--- BEGIN Available data ---

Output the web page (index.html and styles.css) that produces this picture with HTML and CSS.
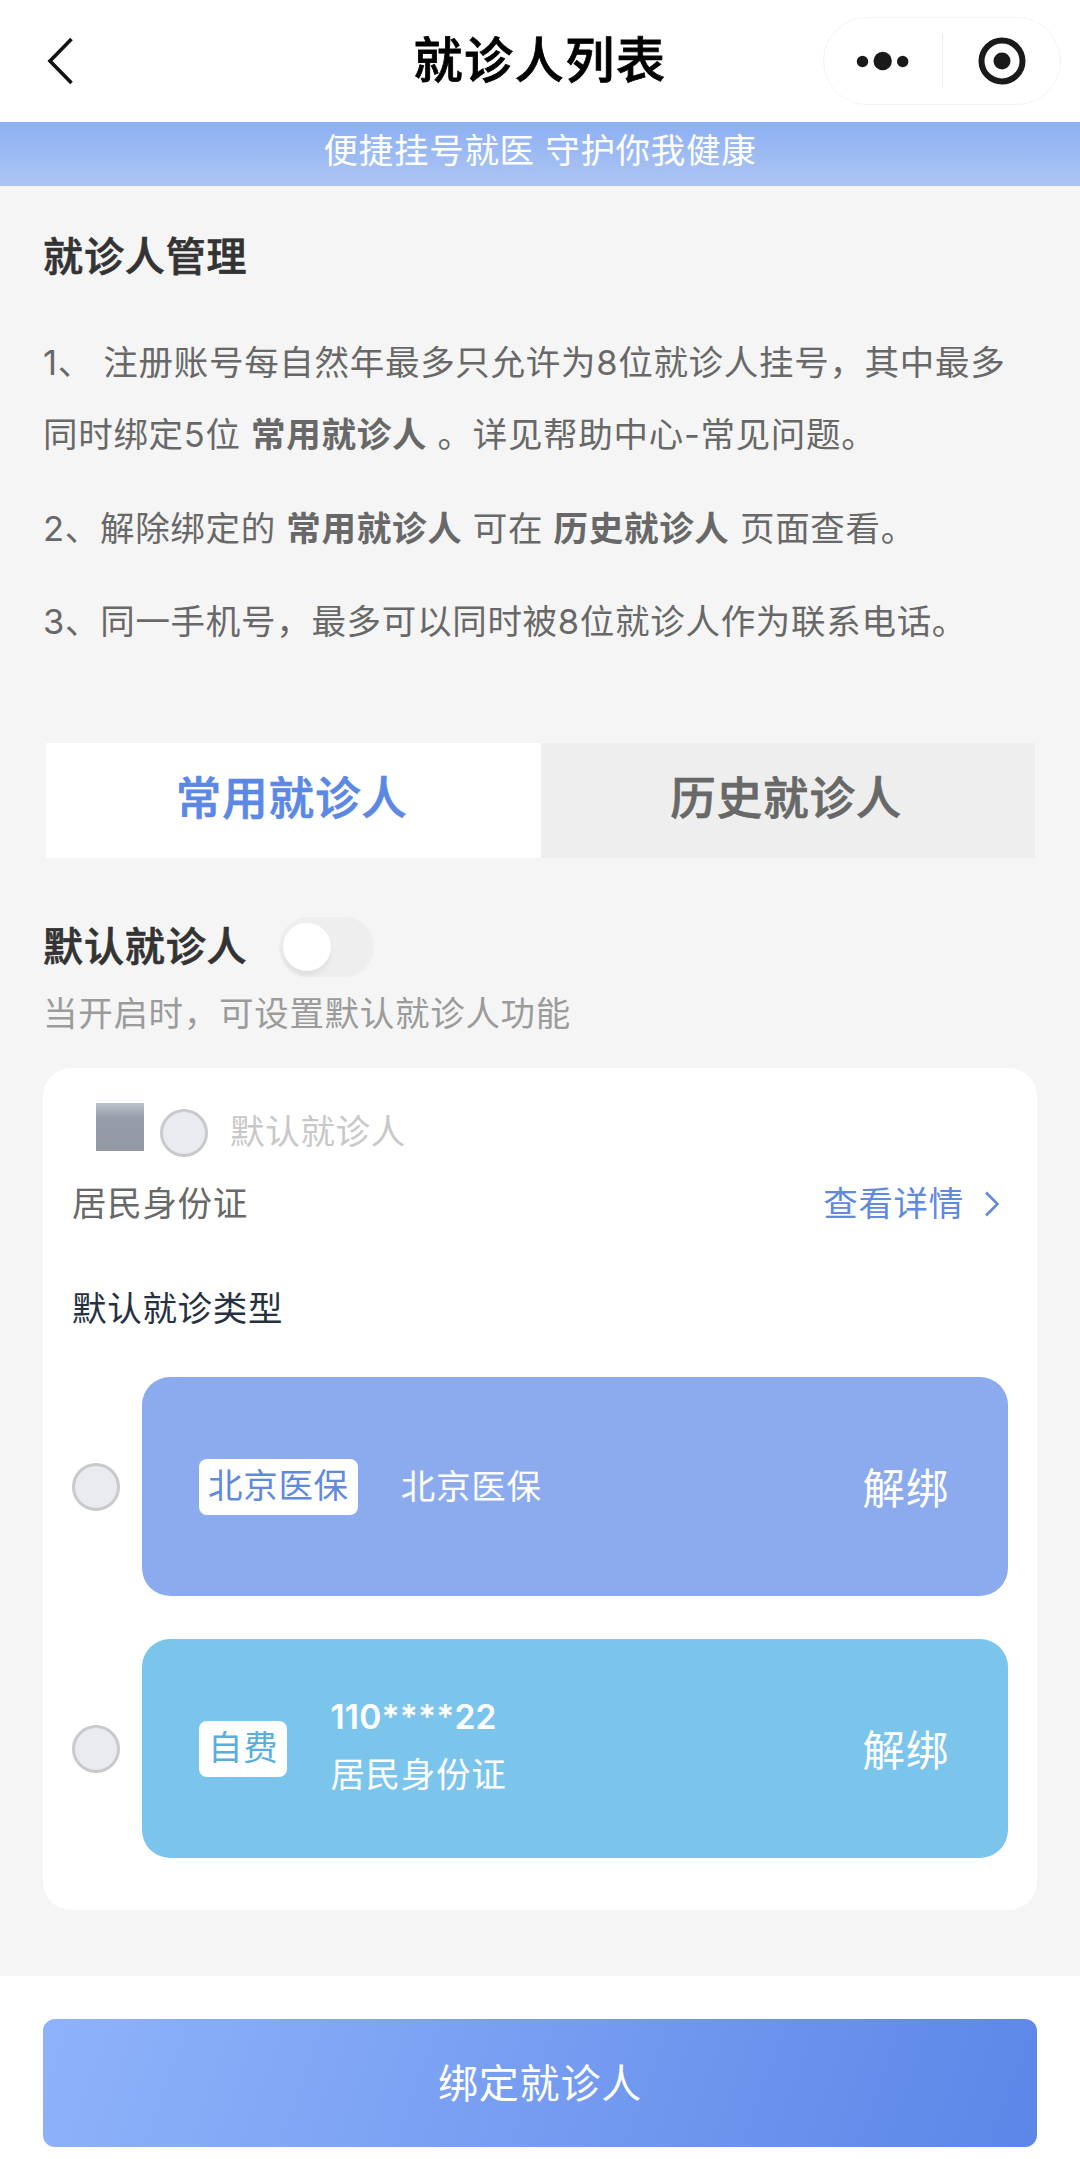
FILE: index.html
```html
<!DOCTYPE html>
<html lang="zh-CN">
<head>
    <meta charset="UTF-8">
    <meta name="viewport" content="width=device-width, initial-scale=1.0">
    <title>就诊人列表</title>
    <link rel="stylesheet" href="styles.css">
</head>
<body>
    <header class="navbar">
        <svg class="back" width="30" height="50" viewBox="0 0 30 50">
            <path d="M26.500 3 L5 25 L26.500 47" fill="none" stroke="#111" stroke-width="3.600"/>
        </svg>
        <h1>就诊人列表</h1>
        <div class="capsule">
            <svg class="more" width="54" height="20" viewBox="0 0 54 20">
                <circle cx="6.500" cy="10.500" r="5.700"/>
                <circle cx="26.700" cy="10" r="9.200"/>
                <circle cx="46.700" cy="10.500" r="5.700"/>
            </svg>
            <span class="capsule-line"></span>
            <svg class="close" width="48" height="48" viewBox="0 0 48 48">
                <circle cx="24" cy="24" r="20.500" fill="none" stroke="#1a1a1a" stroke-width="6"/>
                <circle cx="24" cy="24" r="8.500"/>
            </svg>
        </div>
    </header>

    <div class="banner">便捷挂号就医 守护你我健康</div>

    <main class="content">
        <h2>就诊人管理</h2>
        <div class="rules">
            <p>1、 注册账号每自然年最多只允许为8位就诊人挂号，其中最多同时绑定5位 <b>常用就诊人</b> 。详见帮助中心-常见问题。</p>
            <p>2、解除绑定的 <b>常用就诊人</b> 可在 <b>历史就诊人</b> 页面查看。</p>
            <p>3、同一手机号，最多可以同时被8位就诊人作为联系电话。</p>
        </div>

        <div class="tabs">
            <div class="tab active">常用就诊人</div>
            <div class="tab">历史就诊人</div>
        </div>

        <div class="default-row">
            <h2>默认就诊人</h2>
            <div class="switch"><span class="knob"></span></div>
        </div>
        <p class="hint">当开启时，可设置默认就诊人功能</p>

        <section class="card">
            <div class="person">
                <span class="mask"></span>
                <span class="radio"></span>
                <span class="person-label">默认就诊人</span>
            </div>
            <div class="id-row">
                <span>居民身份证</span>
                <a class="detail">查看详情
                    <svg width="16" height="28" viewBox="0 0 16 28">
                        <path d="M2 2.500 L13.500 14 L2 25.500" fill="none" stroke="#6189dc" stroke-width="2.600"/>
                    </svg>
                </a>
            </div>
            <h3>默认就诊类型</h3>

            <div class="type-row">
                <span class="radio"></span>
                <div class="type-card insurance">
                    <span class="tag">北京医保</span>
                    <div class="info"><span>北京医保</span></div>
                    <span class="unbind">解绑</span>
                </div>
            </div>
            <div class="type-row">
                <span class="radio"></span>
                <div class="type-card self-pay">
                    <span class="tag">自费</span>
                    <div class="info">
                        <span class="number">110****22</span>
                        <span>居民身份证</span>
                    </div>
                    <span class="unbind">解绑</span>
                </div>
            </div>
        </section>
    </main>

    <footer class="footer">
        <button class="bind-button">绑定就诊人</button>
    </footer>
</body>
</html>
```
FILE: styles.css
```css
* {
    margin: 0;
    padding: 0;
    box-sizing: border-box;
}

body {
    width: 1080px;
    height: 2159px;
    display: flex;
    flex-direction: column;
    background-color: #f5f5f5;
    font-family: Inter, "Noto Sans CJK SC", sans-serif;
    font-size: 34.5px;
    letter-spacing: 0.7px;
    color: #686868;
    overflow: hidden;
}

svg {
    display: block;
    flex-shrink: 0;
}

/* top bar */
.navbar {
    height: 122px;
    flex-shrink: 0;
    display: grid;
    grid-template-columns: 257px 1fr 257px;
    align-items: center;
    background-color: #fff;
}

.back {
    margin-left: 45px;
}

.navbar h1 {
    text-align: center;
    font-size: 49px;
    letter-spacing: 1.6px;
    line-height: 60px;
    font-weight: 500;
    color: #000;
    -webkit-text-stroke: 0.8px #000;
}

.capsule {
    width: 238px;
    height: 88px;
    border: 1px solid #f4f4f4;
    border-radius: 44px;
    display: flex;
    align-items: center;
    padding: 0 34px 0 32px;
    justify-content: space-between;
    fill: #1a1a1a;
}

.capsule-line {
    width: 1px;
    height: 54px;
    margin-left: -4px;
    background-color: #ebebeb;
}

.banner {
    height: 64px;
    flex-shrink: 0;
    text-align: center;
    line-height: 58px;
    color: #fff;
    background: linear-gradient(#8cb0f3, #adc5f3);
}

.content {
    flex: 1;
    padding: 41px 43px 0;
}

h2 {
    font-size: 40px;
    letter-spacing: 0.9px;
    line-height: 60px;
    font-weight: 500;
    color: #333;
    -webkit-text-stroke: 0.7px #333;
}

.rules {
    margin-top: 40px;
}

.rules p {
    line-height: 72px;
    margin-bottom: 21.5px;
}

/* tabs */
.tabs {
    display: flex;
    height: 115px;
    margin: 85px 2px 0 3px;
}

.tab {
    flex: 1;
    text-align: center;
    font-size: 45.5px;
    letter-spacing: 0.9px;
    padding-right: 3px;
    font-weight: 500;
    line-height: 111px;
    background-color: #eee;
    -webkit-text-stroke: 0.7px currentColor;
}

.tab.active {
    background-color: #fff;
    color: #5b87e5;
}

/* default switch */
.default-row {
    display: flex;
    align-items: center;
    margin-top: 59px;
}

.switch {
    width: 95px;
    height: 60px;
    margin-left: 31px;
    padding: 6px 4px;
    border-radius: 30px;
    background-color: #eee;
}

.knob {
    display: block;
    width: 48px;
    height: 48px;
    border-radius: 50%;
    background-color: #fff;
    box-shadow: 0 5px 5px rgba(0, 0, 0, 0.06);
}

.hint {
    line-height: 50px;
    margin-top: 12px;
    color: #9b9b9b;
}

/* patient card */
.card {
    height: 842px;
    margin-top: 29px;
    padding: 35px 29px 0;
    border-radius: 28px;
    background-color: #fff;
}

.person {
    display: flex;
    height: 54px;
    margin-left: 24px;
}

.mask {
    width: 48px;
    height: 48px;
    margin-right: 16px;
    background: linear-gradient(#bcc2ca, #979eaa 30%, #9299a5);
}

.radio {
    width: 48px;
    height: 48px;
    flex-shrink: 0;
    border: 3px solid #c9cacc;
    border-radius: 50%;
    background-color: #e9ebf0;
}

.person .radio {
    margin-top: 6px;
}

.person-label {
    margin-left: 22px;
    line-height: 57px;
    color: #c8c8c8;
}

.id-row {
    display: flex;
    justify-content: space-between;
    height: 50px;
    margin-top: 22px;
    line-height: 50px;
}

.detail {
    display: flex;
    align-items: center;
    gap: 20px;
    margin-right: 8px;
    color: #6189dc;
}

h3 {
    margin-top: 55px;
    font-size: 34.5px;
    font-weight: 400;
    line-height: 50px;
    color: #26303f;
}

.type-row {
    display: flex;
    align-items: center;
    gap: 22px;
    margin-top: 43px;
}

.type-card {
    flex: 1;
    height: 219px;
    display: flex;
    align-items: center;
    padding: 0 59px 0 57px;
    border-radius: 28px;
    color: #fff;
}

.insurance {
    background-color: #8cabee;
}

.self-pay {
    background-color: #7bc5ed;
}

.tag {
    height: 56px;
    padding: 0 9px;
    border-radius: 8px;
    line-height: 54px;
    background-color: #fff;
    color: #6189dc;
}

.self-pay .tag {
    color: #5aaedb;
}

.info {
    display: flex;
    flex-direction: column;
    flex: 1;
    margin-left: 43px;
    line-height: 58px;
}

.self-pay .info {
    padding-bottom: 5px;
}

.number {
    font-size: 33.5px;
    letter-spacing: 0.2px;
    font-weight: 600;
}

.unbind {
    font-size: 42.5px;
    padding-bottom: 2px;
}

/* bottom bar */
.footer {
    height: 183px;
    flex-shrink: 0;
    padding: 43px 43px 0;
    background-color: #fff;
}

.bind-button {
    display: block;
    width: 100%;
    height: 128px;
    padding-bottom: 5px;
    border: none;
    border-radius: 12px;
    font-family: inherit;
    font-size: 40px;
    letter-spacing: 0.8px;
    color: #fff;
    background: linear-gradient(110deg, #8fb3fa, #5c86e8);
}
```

--- END Available data ---

What you have to do: List each line holding the string "styles".

Solution:
Output the web page (index.html and styles.css) that produces this picture with HTML and CSS.
    <link rel="stylesheet" href="styles.css">
FILE: styles.css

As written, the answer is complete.